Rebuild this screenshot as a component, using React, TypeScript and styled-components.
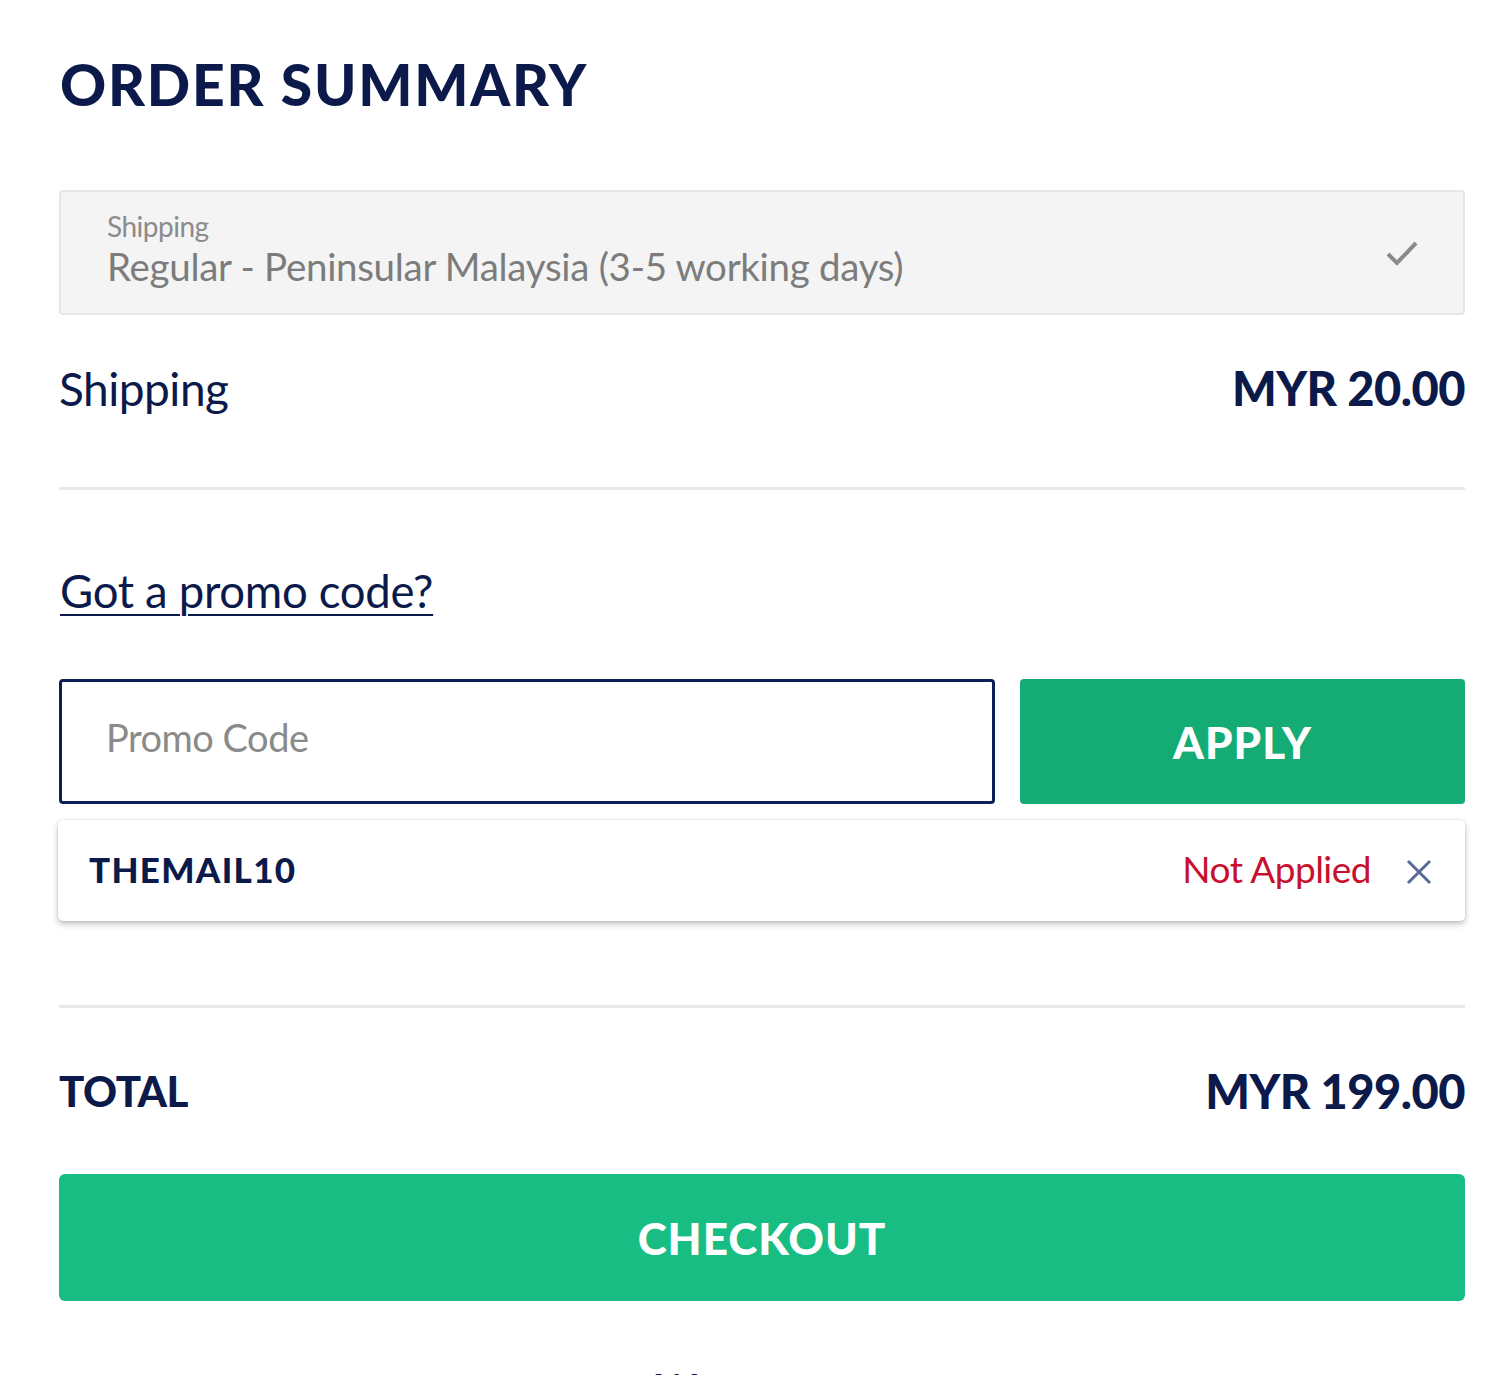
import React from "react";
import styled, { createGlobalStyle } from "styled-components";

const navy = "#0b1a4a";

const Global = createGlobalStyle`
  html, body { margin: 0; padding: 0; background: #fff; }
  body { font-family: "Futura", "Lato", "Liberation Sans", sans-serif; color: ${navy}; }
  * { box-sizing: border-box; }
`;

const Page = styled.div`
  width: 1500px;
  height: 1375px;
  overflow: hidden;
  padding: 52px 35px 0 59px;
`;

const Title = styled.h1`
  margin: 0 0 74px 1px;
  font-size: 57px;
  line-height: 64px;
  font-weight: 900;
  letter-spacing: 1.8px;
  color: ${navy};
`;

const SelectBox = styled.div`
  height: 125px;
  background: #f4f4f4;
  border: 2px solid #e6e6e6;
  border-radius: 4px;
  display: flex;
  align-items: center;
  justify-content: space-between;
  padding: 0 44px 0 46px;
`;

const SelectText = styled.div`
  display: flex;
  flex-direction: column;
  margin-top: -6px;
`;

const SelectLabel = styled.span`
  font-size: 28px;
  line-height: 32px;
  color: #8b8b8b;
  letter-spacing: -0.5px;
`;

const SelectValue = styled.span`
  font-size: 38.5px;
  line-height: 48px;
  color: #7c7c7c;
  letter-spacing: -0.3px;
`;

const Row = styled.div<{ $h: number; $lift: number }>`
  display: flex;
  justify-content: space-between;
  align-items: center;
  height: ${(p) => p.$h}px;
  padding-bottom: ${(p) => p.$lift}px;
`;

const RowLabel = styled.span<{ $bold?: boolean }>`
  font-size: ${(p) => (p.$bold ? 42 : 46)}px;
  font-weight: ${(p) => (p.$bold ? 900 : 400)};
  letter-spacing: -0.5px;
  color: ${navy};
`;

const Amount = styled.span`
  font-size: 47px;
  font-weight: 900;
  color: ${navy};
  letter-spacing: -0.5px;
`;

const Divider = styled.hr`
  margin: 0;
  border: 0;
  height: 3px;
  background: #e8e8e8;
`;

const PromoLink = styled.a`
  display: block;
  margin: 71px 0 0 1px;
  font-size: 45.5px;
  line-height: 60px;
  color: ${navy};
  text-decoration: underline;
  text-decoration-thickness: 2px;
  text-underline-offset: 6px;
  letter-spacing: -0.3px;
`;

const PromoRow = styled.div`
  display: flex;
  gap: 25px;
  margin-top: 58px;
  height: 125px;
`;

const PromoInput = styled.input`
  flex: 0 0 936px;
  height: 125px;
  border: 3px solid #0f1f55;
  border-radius: 4px;
  padding: 0 0 10px 44px;
  font-family: inherit;
  font-size: 38px;
  color: ${navy};
  outline: none;
  &::placeholder { color: #8a8a8a; letter-spacing: -0.5px; }
`;

const GreenButton = styled.button<{ $tone: string; $radius: number }>`
  flex: 1;
  width: 100%;
  border: 0;
  border-radius: ${(p) => p.$radius}px;
  background: ${(p) => p.$tone};
  color: #fff;
  font-family: inherit;
  font-size: 44px;
  font-weight: 900;
  letter-spacing: 1px;
  cursor: pointer;
`;

const Tag = styled.div`
  margin-top: 16px;
  margin-left: -1px;
  height: 101px;
  background: #fff;
  border-radius: 5px;
  box-shadow: 0 3px 6px rgba(0, 0, 0, 0.25), 0 0 2px rgba(0, 0, 0, 0.12);
  display: flex;
  align-items: center;
  padding: 0 32px 4px 31px;
  gap: 34px;
`;

const Code = styled.span`
  flex: 1;
  font-size: 35px;
  font-weight: 900;
  color: ${navy};
  letter-spacing: 1.3px;
`;

const Status = styled.span`
  font-size: 37px;
  color: #c8102e;
  letter-spacing: -0.5px;
`;

const CloseIcon = styled.svg`
  width: 28px;
  height: 28px;
  margin-top: 6px;
`;

const Spacer = styled.div`
  height: 84px;
`;

const CheckoutWrap = styled.div`
  height: 127px;
  display: flex;
`;

const Accept = styled.div`
  margin-top: 63px;
  text-align: center;
  font-size: 40px;
  font-weight: 700;
  color: ${navy};
  margin-left: -26px;
`;

export default function App() {
  return (
    <>
      <Global />
      <Page>
        <Title>ORDER SUMMARY</Title>
        <SelectBox>
          <SelectText>
            <SelectLabel>Shipping</SelectLabel>
            <SelectValue>Regular - Peninsular Malaysia (3-5 working days)</SelectValue>
          </SelectText>
          <svg width="34" height="28" viewBox="0 0 34 28">
            <path d="M3 15 L12 24 L31 4" fill="none" stroke="#8a8a8a" strokeWidth="4" />
          </svg>
        </SelectBox>
        <Row $h={172} $lift={26}>
          <RowLabel>Shipping</RowLabel>
          <Amount>MYR 20.00</Amount>
        </Row>
        <Divider />
        <PromoLink href="#">Got a promo code?</PromoLink>
        <PromoRow>
          <PromoInput placeholder="Promo Code" />
          <GreenButton $tone="#15ab75" $radius={4}>APPLY</GreenButton>
        </PromoRow>
        <Tag>
          <Code>THEMAIL10</Code>
          <Status>Not Applied</Status>
          <CloseIcon viewBox="0 0 28 28">
            <path d="M3 3 L25 25 M25 3 L3 25" stroke="#5b6a9c" strokeWidth="3" fill="none" />
          </CloseIcon>
        </Tag>
        <Spacer />
        <Divider />
        <Row $h={166} $lift={0}>
          <RowLabel $bold>TOTAL</RowLabel>
          <Amount>MYR 199.00</Amount>
        </Row>
        <CheckoutWrap>
          <GreenButton $tone="#17bd82" $radius={6}>CHECKOUT</GreenButton>
        </CheckoutWrap>
        <Accept>We accept</Accept>
      </Page>
    </>
  );
}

--------

# Requirements
Replicate the material above verbatim; images stay out of the copy.

# Full response
Rebuild this screenshot as a component, using React, TypeScript and styled-components.
import React from "react";
import styled, { createGlobalStyle } from "styled-components";

const navy = "#0b1a4a";

const Global = createGlobalStyle`
  html, body { margin: 0; padding: 0; background: #fff; }
  body { font-family: "Futura", "Lato", "Liberation Sans", sans-serif; color: ${navy}; }
  * { box-sizing: border-box; }
`;

const Page = styled.div`
  width: 1500px;
  height: 1375px;
  overflow: hidden;
  padding: 52px 35px 0 59px;
`;

const Title = styled.h1`
  margin: 0 0 74px 1px;
  font-size: 57px;
  line-height: 64px;
  font-weight: 900;
  letter-spacing: 1.8px;
  color: ${navy};
`;

const SelectBox = styled.div`
  height: 125px;
  background: #f4f4f4;
  border: 2px solid #e6e6e6;
  border-radius: 4px;
  display: flex;
  align-items: center;
  justify-content: space-between;
  padding: 0 44px 0 46px;
`;

const SelectText = styled.div`
  display: flex;
  flex-direction: column;
  margin-top: -6px;
`;

const SelectLabel = styled.span`
  font-size: 28px;
  line-height: 32px;
  color: #8b8b8b;
  letter-spacing: -0.5px;
`;

const SelectValue = styled.span`
  font-size: 38.5px;
  line-height: 48px;
  color: #7c7c7c;
  letter-spacing: -0.3px;
`;

const Row = styled.div<{ $h: number; $lift: number }>`
  display: flex;
  justify-content: space-between;
  align-items: center;
  height: ${(p) => p.$h}px;
  padding-bottom: ${(p) => p.$lift}px;
`;

const RowLabel = styled.span<{ $bold?: boolean }>`
  font-size: ${(p) => (p.$bold ? 42 : 46)}px;
  font-weight: ${(p) => (p.$bold ? 900 : 400)};
  letter-spacing: -0.5px;
  color: ${navy};
`;

const Amount = styled.span`
  font-size: 47px;
  font-weight: 900;
  color: ${navy};
  letter-spacing: -0.5px;
`;

const Divider = styled.hr`
  margin: 0;
  border: 0;
  height: 3px;
  background: #e8e8e8;
`;

const PromoLink = styled.a`
  display: block;
  margin: 71px 0 0 1px;
  font-size: 45.5px;
  line-height: 60px;
  color: ${navy};
  text-decoration: underline;
  text-decoration-thickness: 2px;
  text-underline-offset: 6px;
  letter-spacing: -0.3px;
`;

const PromoRow = styled.div`
  display: flex;
  gap: 25px;
  margin-top: 58px;
  height: 125px;
`;

const PromoInput = styled.input`
  flex: 0 0 936px;
  height: 125px;
  border: 3px solid #0f1f55;
  border-radius: 4px;
  padding: 0 0 10px 44px;
  font-family: inherit;
  font-size: 38px;
  color: ${navy};
  outline: none;
  &::placeholder { color: #8a8a8a; letter-spacing: -0.5px; }
`;

const GreenButton = styled.button<{ $tone: string; $radius: number }>`
  flex: 1;
  width: 100%;
  border: 0;
  border-radius: ${(p) => p.$radius}px;
  background: ${(p) => p.$tone};
  color: #fff;
  font-family: inherit;
  font-size: 44px;
  font-weight: 900;
  letter-spacing: 1px;
  cursor: pointer;
`;

const Tag = styled.div`
  margin-top: 16px;
  margin-left: -1px;
  height: 101px;
  background: #fff;
  border-radius: 5px;
  box-shadow: 0 3px 6px rgba(0, 0, 0, 0.25), 0 0 2px rgba(0, 0, 0, 0.12);
  display: flex;
  align-items: center;
  padding: 0 32px 4px 31px;
  gap: 34px;
`;

const Code = styled.span`
  flex: 1;
  font-size: 35px;
  font-weight: 900;
  color: ${navy};
  letter-spacing: 1.3px;
`;

const Status = styled.span`
  font-size: 37px;
  color: #c8102e;
  letter-spacing: -0.5px;
`;

const CloseIcon = styled.svg`
  width: 28px;
  height: 28px;
  margin-top: 6px;
`;

const Spacer = styled.div`
  height: 84px;
`;

const CheckoutWrap = styled.div`
  height: 127px;
  display: flex;
`;

const Accept = styled.div`
  margin-top: 63px;
  text-align: center;
  font-size: 40px;
  font-weight: 700;
  color: ${navy};
  margin-left: -26px;
`;

export default function App() {
  return (
    <>
      <Global />
      <Page>
        <Title>ORDER SUMMARY</Title>
        <SelectBox>
          <SelectText>
            <SelectLabel>Shipping</SelectLabel>
            <SelectValue>Regular - Peninsular Malaysia (3-5 working days)</SelectValue>
          </SelectText>
          <svg width="34" height="28" viewBox="0 0 34 28">
            <path d="M3 15 L12 24 L31 4" fill="none" stroke="#8a8a8a" strokeWidth="4" />
          </svg>
        </SelectBox>
        <Row $h={172} $lift={26}>
          <RowLabel>Shipping</RowLabel>
          <Amount>MYR 20.00</Amount>
        </Row>
        <Divider />
        <PromoLink href="#">Got a promo code?</PromoLink>
        <PromoRow>
          <PromoInput placeholder="Promo Code" />
          <GreenButton $tone="#15ab75" $radius={4}>APPLY</GreenButton>
        </PromoRow>
        <Tag>
          <Code>THEMAIL10</Code>
          <Status>Not Applied</Status>
          <CloseIcon viewBox="0 0 28 28">
            <path d="M3 3 L25 25 M25 3 L3 25" stroke="#5b6a9c" strokeWidth="3" fill="none" />
          </CloseIcon>
        </Tag>
        <Spacer />
        <Divider />
        <Row $h={166} $lift={0}>
          <RowLabel $bold>TOTAL</RowLabel>
          <Amount>MYR 199.00</Amount>
        </Row>
        <CheckoutWrap>
          <GreenButton $tone="#17bd82" $radius={6}>CHECKOUT</GreenButton>
        </CheckoutWrap>
        <Accept>We accept</Accept>
      </Page>
    </>
  );
}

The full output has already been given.